The song opens Jack Nicholson's 1970 drama film Five Easy Pieces.

Answer songs included Conway Twitty's 1971 No. 1 hit "How Much More Can She Stand" and Ronnie Milsap's "(I'm A) Stand by My Woman Man", a 1976 number that also topped the country music charts.

The song is performed by an unenthusiastic Blues Brothers Band in their 1980 film, in the scene in Bob's Country Bunker when they are compelled, against their preferences, to play country music to satisfy rowdy patrons.

The song is playing on the radio of Vinny and Mona Lisa's hotel room in the 1992 film My Cousin Vinny.

The song is played during the closing scene of The Wonder Years 1993 episode "The Little Women". The episode, set in 1973, featured Kevin and his father Jack feeling down during the backdrop of the women's lib movement of the 1970s, with Kevin's girlfriend Winnie scoring higher at her SAT tests than him and his mother Norma getting a full-time job, so they took their partners out bowling and beat them mercilessly at the game, however, they still remained good sports despite losing, as shown during the drive home.

GoldenEye (1995) features a comedic rendition of the song, which is sung by Irina (Minnie Driver).

In the 2018 Korean TV series "Something in the Rain" the song is frequently played throughout the show.

In the 2021 Netflix series ‘’Country Comfort’’, the song features prominently at the end of episode three, "Sign, Sign, Everywhere a Sign".

The song is referenced in Ethel Cain's "Wrestling in Dirt Pits", through the line "Unlike Tammy, I can't stand my man".

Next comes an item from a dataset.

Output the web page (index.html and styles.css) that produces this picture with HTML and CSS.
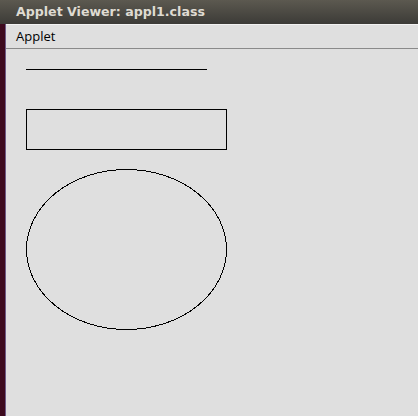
FILE: index.html
```html
<!DOCTYPE html>
<html>
<head>
<meta charset="utf-8">
<link rel="stylesheet" href="styles.css">
</head>
<body>
<div class="window">
  <div class="titlebar">Applet Viewer: appl1.class</div>
  <div class="body">
    <div class="strip"></div>
    <div class="main">
      <div class="menubar"><span class="menu">Applet</span></div>
      <div class="canvas">
        <svg class="drawing" width="412" height="367" viewBox="6 49 412 367" shape-rendering="crispEdges">
          <line x1="26" y1="69.5" x2="207" y2="69.5" stroke="#000" stroke-width="1"/>
          <rect x="26.5" y="109.5" width="200" height="40" fill="none" stroke="#000" stroke-width="1"/>
          <ellipse cx="126.5" cy="249.5" rx="100" ry="80" fill="none" stroke="#000" stroke-width="1"/>
        </svg>
      </div>
    </div>
  </div>
</div>
</body>
</html>
```

FILE: styles.css
```css
html, body {
  margin: 0;
  padding: 0;
  width: 418px;
  height: 416px;
  overflow: hidden;
  background: #dfdfdf;
}
.window {
  display: flex;
  flex-direction: column;
  width: 418px;
  height: 416px;
}
.titlebar {
  height: 24px;
  flex: none;
  box-sizing: border-box;
  padding-left: 16px;
  background: linear-gradient(#5c5950, #3c3b37);
  color: #dfdbd2;
  font-family: "DejaVu Sans", sans-serif;
  font-weight: bold;
  font-size: 12.6px;
  line-height: 24px;
  white-space: nowrap;
}
.body {
  flex: 1;
  display: flex;
  min-height: 0;
}
.strip {
  width: 5px;
  flex: none;
  background: #3d0a1e;
  border-right: 1px solid #6e5a86;
}
.main {
  flex: 1;
  display: flex;
  flex-direction: column;
  background: #dfdfdf;
}
.menubar {
  height: 25px;
  flex: none;
  box-sizing: border-box;
  border-top: 1px solid #f2f2f2;
  border-bottom: 1px solid #8a8a8a;
  background: #dfdfdf;
  padding-left: 10px;
  font-family: "Open Sans", sans-serif;
  font-size: 13px;
  line-height: 23px;
  color: #000;
}
.canvas {
  flex: 1;
  background: #dfdfdf;
}
.drawing {
  display: block;
}
```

In the 2022 film Mr. Harrigan's Phone, Craig's and Mr. Harrigan's phone ringtones are set to the song so that they know when the other is calling.

==Chart performance==

===Weekly charts===

| Chart (1968–1969) | Peak position |
|---|---|
| Australia (Go-Set) | 9 |
| Canada Country Tracks (RPM) | 1 |
| Canada Top Singles (RPM) | 15 |
| US Adult Contemporary (Billboard) | 11 |
| US Billboard Hot 100 | 19 |
| US Hot Country Songs (Billboard) | 1 |
| Chart (1975) | Peak position |
| Belgium (Ultratop 50 Flanders) | 1 |
| Belgium (Ultratop 50 Wallonia) | 9 |
| Ireland (IRMA) | 1 |
| Netherlands (Single Top 100) | 1 |
| New Zealand (Recorded Music NZ) | 31 |
| UK Singles (Official Charts) | 1 |
| West Germany (GfK) | 36 |
| Chart (1998) | Peak position |
| US Billboard Hot Country Singles & Tracks | 56 |

===Year-end charts===

| Chart (1975) | Position |
|---|---|
| Belgium (Ultratop 50 Flanders) | 9 |
| Netherlands (Single Top 100) | 7 |
| UK (British Market Research Bureau) | 5 |

== Certifications ==

| Region | Certification | Certified units/sales |
| New Zealand (RMNZ) | Gold | 15,000^{‡} |
| United Kingdom (BPI) | Gold | 500,000^{^} |
^{^} Shipments figures based on certification alone. ^{‡} Sales+streaming figures based on certification alone.

==Heike Makatsch version==

In 1996, Heike Makatsch recorded her version of the song, which was used as the soundtrack of the movie Jailbirds. The cover was a great success in the German-speaking countries. In terms of musical genre, the cover remained true to the original, but more pop.

===Track listings===
CD-maxi
1. Stand by Your Man - 2:53
2. Cat Calls - Detlef Petersen - 3:37
3. Stand by Your Man (Part II mit dem Gefangenenchor) - 3:37

===Charts===

| Chart (1996) | Peak position |
|---|---|
| German Singles Chart | 11 |
| Austrian Singles Chart | 30 |
| Swiss Singles Chart | 29 |

==Other cover versions==
- In 1968, Patti Page covered the song and it was released by Columbia Records. It peaked at No. 20 on the Billboard Easy Listening chart and "bubbled" under their Hot 100 chart at No. 21 (121).
- In 1970, Candi Staton covered the song, peaking at No. 4 on the Billboard R&B chart and at No. 24 on the pop Hot 100. She also reached No. 21 on the Cash Box Top 100.
- In 1982, Motörhead and the Plasmatics collaborated to cover this song. Wendy O. Williams and Lemmy Kilmister sung a duet, making the song into a punk rock song.
- In 1993, Lyle Lovett covered the song for the soundtrack to the film The Crying Game. That same year, Lovett performed the song with Wynette on The Tonight Show with Jay Leno.
- In 1994, Lisa Brokop covered the song for the soundtrack to the film Harmony Cats. It was released as a single and peaked at number 88 on the RPM Country Tracks chart.
- Country band The Chicks recorded a version of the song for the country covers album Tribute to Tradition in 1998. Their rendition was later humorously released as the B-side of their 2000 single "Goodbye Earl".
- Country music star Carrie Underwood performed the song at the Grand Ole Opry in May 2008.
- In 2012, Willam Belli and Drake Jensen released a cover as the seventh single from Belli's debut studio album The Wreckoning.
- In 2023, on multiple occasions across her 2023–2024 tour, Lana Del Rey covered the song.